Does anybody have experience with using colored lights in a graveyard, and then overlighting features with black lights to enhance the scene? I want to use both types of lights, but I don't want either one to diminish the effect of the other.


----------



## corey872 (Jan 10, 2010)

There are dozens if not hundreds of threads on here about lighting graveyards, so the search is your friend in that regard.

As far as black and colored light and normal light - you can certainly use both at the same time, though the main feature of black lighting is it's ability to make fluorescent paints glow and/or supercharge glow-in-the-dark items. ... and it does this with very minimal ambient light which means the paint or GITD items seem to be emitting the light themselves. When you throw a bunch of ambient light in, the effect of the blacklight is diminished to some extent.

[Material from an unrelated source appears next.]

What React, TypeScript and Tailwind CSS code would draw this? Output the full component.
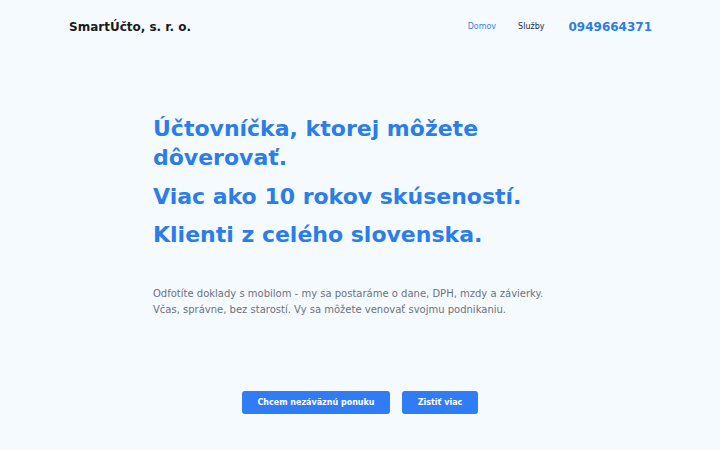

If I had to do it, I would use the normal lights very sparingly - and leave plenty of 'holes' or dark spots - then have the blacklight play into those dark spots. Really, you would want to treat blacklight just like any other color. For example if you put red, green and blue lights face-on to an item, they will combine to make white and you might as well just light the scene with a white lightbulb. But if you shine blue light in from the left and red light in from the right, the object will take on a weird 3-D appearance and make a really neat scene.


----------



## Acid PopTart (Oct 29, 2007)

Corey872 is absolutely right in all regards. I've worked with black lights and the chromadepth theory (with glasses) for the past few years.(http://www.hauntforum.com/album.php?albumid=989) There's a reason you have to test what reacts to black lights in the dark, other light will wash it out and diminish the effect whether it's a coloured light or not. Or so has been my experience. Not saying you cannot use both, I have with great success, I would recommend exactly what Corey872 suggested, you'll need pockets of darkness to allow the black lights to have optimum effect. Last year I had a few props not really black light reactive, so I lit them with very tiny battery operated spots so that each scene or prop really had their own lighting.

Now I did have a mermaid egg display for my freakshow last year, I used the American DJ H2O light with a water effect from about a 6 foot distance on the huge clam shell that had the eggs inside. The eggs were black light reactive and I used 2 tiny pen black lights (about 1 inch) on each side of the dish of "eggs" that the kids could squish their hands in. It was a very small thing to light with the black lights and I had them angled directly above the dish and the ambient light from the water effects light was far away enough that it did not diminish the effect.

It will take experimentation but I bet you'll come up with something that really suits what you want.


----------